* begin DATA PROVIDED *

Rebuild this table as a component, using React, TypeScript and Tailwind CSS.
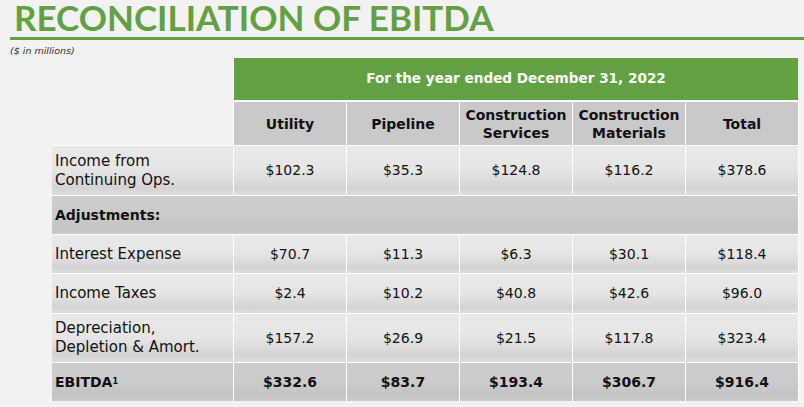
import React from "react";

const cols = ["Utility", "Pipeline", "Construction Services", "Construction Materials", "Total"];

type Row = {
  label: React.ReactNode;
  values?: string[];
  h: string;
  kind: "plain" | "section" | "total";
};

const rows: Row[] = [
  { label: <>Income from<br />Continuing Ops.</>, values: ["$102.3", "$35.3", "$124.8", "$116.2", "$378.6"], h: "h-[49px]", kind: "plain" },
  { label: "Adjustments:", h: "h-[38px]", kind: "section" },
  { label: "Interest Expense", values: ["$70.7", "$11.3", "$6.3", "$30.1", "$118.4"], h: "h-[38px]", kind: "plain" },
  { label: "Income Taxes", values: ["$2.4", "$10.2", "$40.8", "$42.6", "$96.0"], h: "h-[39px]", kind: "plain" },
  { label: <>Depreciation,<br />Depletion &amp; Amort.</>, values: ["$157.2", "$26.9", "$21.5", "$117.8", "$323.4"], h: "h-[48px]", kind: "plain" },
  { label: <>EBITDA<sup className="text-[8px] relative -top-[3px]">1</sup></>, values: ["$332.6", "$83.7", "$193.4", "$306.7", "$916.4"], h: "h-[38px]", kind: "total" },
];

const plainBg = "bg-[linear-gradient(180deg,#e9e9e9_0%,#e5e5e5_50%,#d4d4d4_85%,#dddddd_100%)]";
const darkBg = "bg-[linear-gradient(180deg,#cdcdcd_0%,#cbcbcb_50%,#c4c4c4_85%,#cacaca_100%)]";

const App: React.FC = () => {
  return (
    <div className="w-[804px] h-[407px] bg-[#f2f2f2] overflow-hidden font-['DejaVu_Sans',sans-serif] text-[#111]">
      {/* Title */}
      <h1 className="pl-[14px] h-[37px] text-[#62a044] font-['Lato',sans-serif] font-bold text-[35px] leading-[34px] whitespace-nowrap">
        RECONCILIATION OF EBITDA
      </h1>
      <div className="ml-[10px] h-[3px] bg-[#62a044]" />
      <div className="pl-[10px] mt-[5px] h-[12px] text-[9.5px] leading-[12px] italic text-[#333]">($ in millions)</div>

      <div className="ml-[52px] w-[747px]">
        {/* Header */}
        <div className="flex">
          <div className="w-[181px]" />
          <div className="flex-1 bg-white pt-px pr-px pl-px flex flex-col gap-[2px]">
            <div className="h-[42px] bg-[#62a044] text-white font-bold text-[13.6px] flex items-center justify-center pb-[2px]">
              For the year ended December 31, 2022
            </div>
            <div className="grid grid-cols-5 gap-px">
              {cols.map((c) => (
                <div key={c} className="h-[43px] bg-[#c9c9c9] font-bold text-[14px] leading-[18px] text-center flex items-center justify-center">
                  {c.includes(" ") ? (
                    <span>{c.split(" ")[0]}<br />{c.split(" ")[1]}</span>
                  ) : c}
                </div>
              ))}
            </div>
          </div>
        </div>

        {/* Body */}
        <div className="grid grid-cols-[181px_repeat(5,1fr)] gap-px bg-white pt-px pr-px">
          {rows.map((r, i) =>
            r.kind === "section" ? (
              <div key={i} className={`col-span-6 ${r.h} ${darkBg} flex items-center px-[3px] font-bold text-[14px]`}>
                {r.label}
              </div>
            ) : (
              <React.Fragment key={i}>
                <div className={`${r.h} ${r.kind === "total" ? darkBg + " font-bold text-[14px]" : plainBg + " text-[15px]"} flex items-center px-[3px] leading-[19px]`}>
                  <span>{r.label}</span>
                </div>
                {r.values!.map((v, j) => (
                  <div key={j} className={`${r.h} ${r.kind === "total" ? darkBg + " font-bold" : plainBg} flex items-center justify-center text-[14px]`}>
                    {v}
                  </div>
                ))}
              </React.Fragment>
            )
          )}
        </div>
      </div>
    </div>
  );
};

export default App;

* end DATA PROVIDED *

- **DESCRIPTION OF THE TASK**
Search the listing for the word "React". Copy every line in which it occurs.

- **THE SOLUTION**
Rebuild this table as a component, using React, TypeScript and Tailwind CSS.
import React from "react";
  label: React.ReactNode;
const App: React.FC = () => {
              <React.Fragment key={i}>
              </React.Fragment>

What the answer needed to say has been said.